Dikatakan Fahri, partai adalah negara itu sendiri sehingga tidak ada jarak antara yang dipilih dengan yang memilih. Namun dalam sistem demokrasi itu,partai politik hanyalah perantara bagi pemilihan. Parpol lebih banyak adalah menjalankan fungsi rekrutmen. 

"Di dalam tradisi demokrasi kita, parpol adalah penyelenggara rekrutmen. Makanya setelah kita dipilih anggota DPR disebutnya wakil rakyat karena dia bekerja untuk rakyat, bukan wakil parpol," ujarnya. 

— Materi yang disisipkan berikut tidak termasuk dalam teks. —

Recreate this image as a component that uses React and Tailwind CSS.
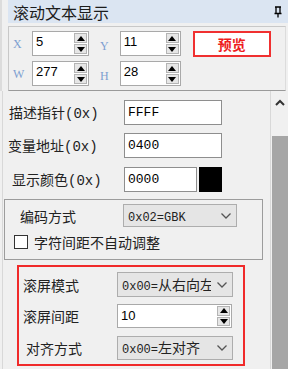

"Kalau dikembangkan terminologi petugas partai, tegak lurus dan sebagainya, ini yang repot ini. Karena ini berpotensi mendistorsi kehendak rakyat menjadi kehendak parpol. Ini yang mesti kita lawan ke depan," ucap dia lagi.

Dia menuturkan, ke depan keinginan masyarakat terhadap sistem distrik, tidak bisa ditolak. Sebab, orang tidak ingin ada jarak antara mereka dengan yang dipilih. Sementara ada parpol yang kecenderungannya sekarang proporsional tertutup. 

 

Mereka ingin agar siapapun yang dipilih adalah keputusan partai supaya mereka bisa mengintervensi kehendak partai pada individu yang terpilih. "Sekali lagi, jangan. Orang itu ketika sudah dipillih rakyat menjadi milik rakyat. tidak boleh menjadi milik partai politik. kita sebagai orang partai politik harus sadar itu," tegasnya.